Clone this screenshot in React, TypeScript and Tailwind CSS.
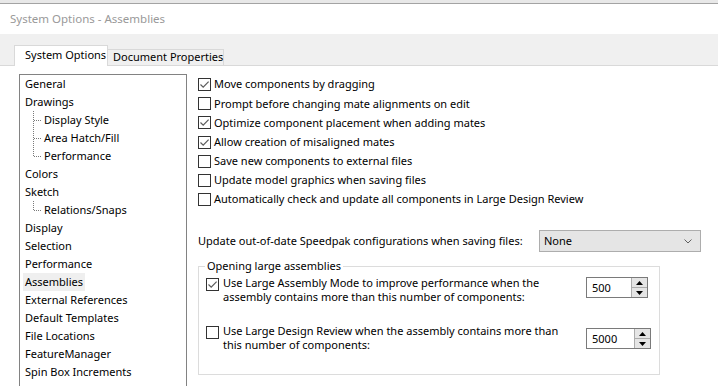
import React from 'react';

const font = { fontFamily: '"Noto Sans", "Liberation Sans", Arial, sans-serif' };

const Checkbox: React.FC<{ checked?: boolean }> = ({ checked }) => (
  <span className="flex h-[13px] w-[13px] shrink-0 items-center justify-center border border-[#333333] bg-white">
    {checked && (
      <svg width="11" height="11" viewBox="0 0 11 11">
        <path d="M1.5 5.5 L4.2 8.2 L9.6 2.6" fill="none" stroke="#5c5c5c" strokeWidth="1.2" />
      </svg>
    )}
  </span>
);

interface TreeItem {
  label: string;
  child?: boolean;
  last?: boolean;
  selected?: boolean;
}

const treeItems: TreeItem[] = [
  { label: 'General' },
  { label: 'Drawings' },
  { label: 'Display Style', child: true },
  { label: 'Area Hatch/Fill', child: true },
  { label: 'Performance', child: true, last: true },
  { label: 'Colors' },
  { label: 'Sketch' },
  { label: 'Relations/Snaps', child: true, last: true },
  { label: 'Display' },
  { label: 'Selection' },
  { label: 'Performance' },
  { label: 'Assemblies', selected: true },
  { label: 'External References' },
  { label: 'Default Templates' },
  { label: 'File Locations' },
  { label: 'FeatureManager' },
  { label: 'Spin Box Increments' },
  { label: 'View' },
];

const options = [
  { label: 'Move components by dragging', checked: true },
  { label: 'Prompt before changing mate alignments on edit', checked: false },
  { label: 'Optimize component placement when adding mates', checked: true },
  { label: 'Allow creation of misaligned mates', checked: true },
  { label: 'Save new components to external files', checked: false },
  { label: 'Update model graphics when saving files', checked: false },
  { label: 'Automatically check and update all components in Large Design Review', checked: false },
];

const Spinner: React.FC<{ value: string; width: string }> = ({ value, width }) => (
  <div className={`flex h-[21px] ${width} shrink-0 border border-[#7a7a7a] bg-white`}>
    <div className="flex flex-1 items-center pl-[5px]">{value}</div>
    <div className="flex w-[16px] flex-col border-l border-[#acacac]">
      <div className="flex flex-1 items-center justify-center border-b border-[#acacac] bg-[#e5e5e5]">
        <svg width="7" height="4" viewBox="0 0 7 4">
          <path d="M0 4 L3.5 0 L7 4 Z" fill="#000000" />
        </svg>
      </div>
      <div className="flex flex-1 items-center justify-center bg-[#e5e5e5]">
        <svg width="7" height="4" viewBox="0 0 7 4">
          <path d="M0 0 L3.5 4 L7 0 Z" fill="#000000" />
        </svg>
      </div>
    </div>
  </div>
);

const App: React.FC = () => {
  return (
    <div className="flex h-[386px] w-[718px] flex-col overflow-hidden bg-white text-[11px] text-black" style={font}>
      {/* Title bar */}
      <div className="h-[4px] shrink-0 border-b border-[#a3a3a3] bg-[#e8e8e8]"></div>
      <div className="flex h-[30px] shrink-0 items-center pl-[10px] text-[11.5px] text-[#999999]">System Options - Assemblies</div>

      {/* Tabs */}
      <div className="flex h-[32px] shrink-0 items-end border-b border-[#d9d9d9] bg-[#f0f0f0] pl-[14px]">
        <div className="relative mb-[-1px] flex h-[21px] w-[94px] items-center whitespace-nowrap border-x border-t border-[#d9d9d9] bg-white pb-[1px] pl-[10px]">
          System Options
        </div>
        <div className="flex h-[16px] w-[116px] items-center whitespace-nowrap border-r border-t border-[#d9d9d9] bg-[#f0f0f0] pl-[5px]">
          Document Properties
        </div>
      </div>

      {/* Content */}
      <div className="flex min-h-0 flex-1 items-start bg-white">
        {/* Tree */}
        <div className="ml-[19px] mt-[8px] w-[168px] shrink-0 border border-[#828282] bg-white">
          {treeItems.map((item, i) => (
            <div key={i} className={`flex h-[18px] items-center whitespace-nowrap ${item.child ? '' : 'pl-[3px]'}`}>
              {item.child && (
                <svg width="22" height="18" viewBox="0 0 22 18" className="shrink-0">
                  <line x1="13.5" y1="0" x2="13.5" y2={item.last ? 9 : 18} stroke="#7a7a7a" strokeDasharray="1 1" />
                  <line x1="14" y1="9.5" x2="22" y2="9.5" stroke="#7a7a7a" strokeDasharray="1 1" />
                </svg>
              )}
              <span className={`flex h-[18px] items-center px-[2px] ${item.selected ? 'bg-[#efefef]' : ''}`}>
                {item.label}
              </span>
            </div>
          ))}
        </div>

        {/* Options */}
        <div className="ml-[11px] flex flex-1 flex-col pt-[9px]">
          {options.map((opt, i) => (
            <div key={i} className="flex h-[19.2px] items-center gap-[3px] whitespace-nowrap">
              <Checkbox checked={opt.checked} />
              <span>{opt.label}</span>
            </div>
          ))}

          <div className="mt-[21px] flex h-[22px] items-center">
            <span className="w-[341px] whitespace-nowrap">Update out-of-date Speedpak configurations when saving files:</span>
            <div className="flex h-[22px] w-[162px] items-center justify-between border border-[#adadad] bg-[#e5e5e5] pl-[4px] pr-[8px]">
              <span>None</span>
              <svg width="8" height="5" viewBox="0 0 8 5">
                <path d="M0.5 0.5 L4 4 L7.5 0.5" fill="none" stroke="#606060" strokeWidth="1" />
              </svg>
            </div>
          </div>

          <fieldset className="mt-[6px] h-[117px] w-[462px] shrink-0 border border-[#dcdcdc]">
            <legend className="ml-[6px] px-[2px] leading-[16px]">Opening large assemblies</legend>
            <div className="mt-[2px] flex items-start">
              <div className="ml-[7px] mt-[2px]">
                <Checkbox checked />
              </div>
              <div className="ml-[4px] w-[363px] whitespace-nowrap leading-[13.5px]">
                Use Large Assembly Mode to improve performance when the
                <br />
                assembly contains more than this number of components:
              </div>
              <div className="mt-[1px]">
                <Spinner value="500" width="w-[62px]" />
              </div>
            </div>
            <div className="mt-[21px] flex items-start">
              <div className="ml-[7px] mt-[2px]">
                <Checkbox />
              </div>
              <div className="ml-[4px] w-[363px] whitespace-nowrap leading-[13.5px]">
                Use Large Design Review when the assembly contains more than
                <br />
                this number of components:
              </div>
              <div className="mt-[4px]">
                <Spinner value="5000" width="w-[65px]" />
              </div>
            </div>
          </fieldset>
        </div>
      </div>
    </div>
  );
};

export default App;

════════════════

● TASK STATEMENT: Return the whole listing, word for word, and leave out every picture.

● REPLY:
Clone this screenshot in React, TypeScript and Tailwind CSS.
import React from 'react';

const font = { fontFamily: '"Noto Sans", "Liberation Sans", Arial, sans-serif' };

const Checkbox: React.FC<{ checked?: boolean }> = ({ checked }) => (
  <span className="flex h-[13px] w-[13px] shrink-0 items-center justify-center border border-[#333333] bg-white">
    {checked && (
      <svg width="11" height="11" viewBox="0 0 11 11">
        <path d="M1.5 5.5 L4.2 8.2 L9.6 2.6" fill="none" stroke="#5c5c5c" strokeWidth="1.2" />
      </svg>
    )}
  </span>
);

interface TreeItem {
  label: string;
  child?: boolean;
  last?: boolean;
  selected?: boolean;
}

const treeItems: TreeItem[] = [
  { label: 'General' },
  { label: 'Drawings' },
  { label: 'Display Style', child: true },
  { label: 'Area Hatch/Fill', child: true },
  { label: 'Performance', child: true, last: true },
  { label: 'Colors' },
  { label: 'Sketch' },
  { label: 'Relations/Snaps', child: true, last: true },
  { label: 'Display' },
  { label: 'Selection' },
  { label: 'Performance' },
  { label: 'Assemblies', selected: true },
  { label: 'External References' },
  { label: 'Default Templates' },
  { label: 'File Locations' },
  { label: 'FeatureManager' },
  { label: 'Spin Box Increments' },
  { label: 'View' },
];

const options = [
  { label: 'Move components by dragging', checked: true },
  { label: 'Prompt before changing mate alignments on edit', checked: false },
  { label: 'Optimize component placement when adding mates', checked: true },
  { label: 'Allow creation of misaligned mates', checked: true },
  { label: 'Save new components to external files', checked: false },
  { label: 'Update model graphics when saving files', checked: false },
  { label: 'Automatically check and update all components in Large Design Review', checked: false },
];

const Spinner: React.FC<{ value: string; width: string }> = ({ value, width }) => (
  <div className={`flex h-[21px] ${width} shrink-0 border border-[#7a7a7a] bg-white`}>
    <div className="flex flex-1 items-center pl-[5px]">{value}</div>
    <div className="flex w-[16px] flex-col border-l border-[#acacac]">
      <div className="flex flex-1 items-center justify-center border-b border-[#acacac] bg-[#e5e5e5]">
        <svg width="7" height="4" viewBox="0 0 7 4">
          <path d="M0 4 L3.5 0 L7 4 Z" fill="#000000" />
        </svg>
      </div>
      <div className="flex flex-1 items-center justify-center bg-[#e5e5e5]">
        <svg width="7" height="4" viewBox="0 0 7 4">
          <path d="M0 0 L3.5 4 L7 0 Z" fill="#000000" />
        </svg>
      </div>
    </div>
  </div>
);

const App: React.FC = () => {
  return (
    <div className="flex h-[386px] w-[718px] flex-col overflow-hidden bg-white text-[11px] text-black" style={font}>
      {/* Title bar */}
      <div className="h-[4px] shrink-0 border-b border-[#a3a3a3] bg-[#e8e8e8]"></div>
      <div className="flex h-[30px] shrink-0 items-center pl-[10px] text-[11.5px] text-[#999999]">System Options - Assemblies</div>

      {/* Tabs */}
      <div className="flex h-[32px] shrink-0 items-end border-b border-[#d9d9d9] bg-[#f0f0f0] pl-[14px]">
        <div className="relative mb-[-1px] flex h-[21px] w-[94px] items-center whitespace-nowrap border-x border-t border-[#d9d9d9] bg-white pb-[1px] pl-[10px]">
          System Options
        </div>
        <div className="flex h-[16px] w-[116px] items-center whitespace-nowrap border-r border-t border-[#d9d9d9] bg-[#f0f0f0] pl-[5px]">
          Document Properties
        </div>
      </div>

      {/* Content */}
      <div className="flex min-h-0 flex-1 items-start bg-white">
        {/* Tree */}
        <div className="ml-[19px] mt-[8px] w-[168px] shrink-0 border border-[#828282] bg-white">
          {treeItems.map((item, i) => (
            <div key={i} className={`flex h-[18px] items-center whitespace-nowrap ${item.child ? '' : 'pl-[3px]'}`}>
              {item.child && (
                <svg width="22" height="18" viewBox="0 0 22 18" className="shrink-0">
                  <line x1="13.5" y1="0" x2="13.5" y2={item.last ? 9 : 18} stroke="#7a7a7a" strokeDasharray="1 1" />
                  <line x1="14" y1="9.5" x2="22" y2="9.5" stroke="#7a7a7a" strokeDasharray="1 1" />
                </svg>
              )}
              <span className={`flex h-[18px] items-center px-[2px] ${item.selected ? 'bg-[#efefef]' : ''}`}>
                {item.label}
              </span>
            </div>
          ))}
        </div>

        {/* Options */}
        <div className="ml-[11px] flex flex-1 flex-col pt-[9px]">
          {options.map((opt, i) => (
            <div key={i} className="flex h-[19.2px] items-center gap-[3px] whitespace-nowrap">
              <Checkbox checked={opt.checked} />
              <span>{opt.label}</span>
            </div>
          ))}

          <div className="mt-[21px] flex h-[22px] items-center">
            <span className="w-[341px] whitespace-nowrap">Update out-of-date Speedpak configurations when saving files:</span>
            <div className="flex h-[22px] w-[162px] items-center justify-between border border-[#adadad] bg-[#e5e5e5] pl-[4px] pr-[8px]">
              <span>None</span>
              <svg width="8" height="5" viewBox="0 0 8 5">
                <path d="M0.5 0.5 L4 4 L7.5 0.5" fill="none" stroke="#606060" strokeWidth="1" />
              </svg>
            </div>
          </div>

          <fieldset className="mt-[6px] h-[117px] w-[462px] shrink-0 border border-[#dcdcdc]">
            <legend className="ml-[6px] px-[2px] leading-[16px]">Opening large assemblies</legend>
            <div className="mt-[2px] flex items-start">
              <div className="ml-[7px] mt-[2px]">
                <Checkbox checked />
              </div>
              <div className="ml-[4px] w-[363px] whitespace-nowrap leading-[13.5px]">
                Use Large Assembly Mode to improve performance when the
                <br />
                assembly contains more than this number of components:
              </div>
              <div className="mt-[1px]">
                <Spinner value="500" width="w-[62px]" />
              </div>
            </div>
            <div className="mt-[21px] flex items-start">
              <div className="ml-[7px] mt-[2px]">
                <Checkbox />
              </div>
              <div className="ml-[4px] w-[363px] whitespace-nowrap leading-[13.5px]">
                Use Large Design Review when the assembly contains more than
                <br />
                this number of components:
              </div>
              <div className="mt-[4px]">
                <Spinner value="5000" width="w-[65px]" />
              </div>
            </div>
          </fieldset>
        </div>
      </div>
    </div>
  );
};

export default App;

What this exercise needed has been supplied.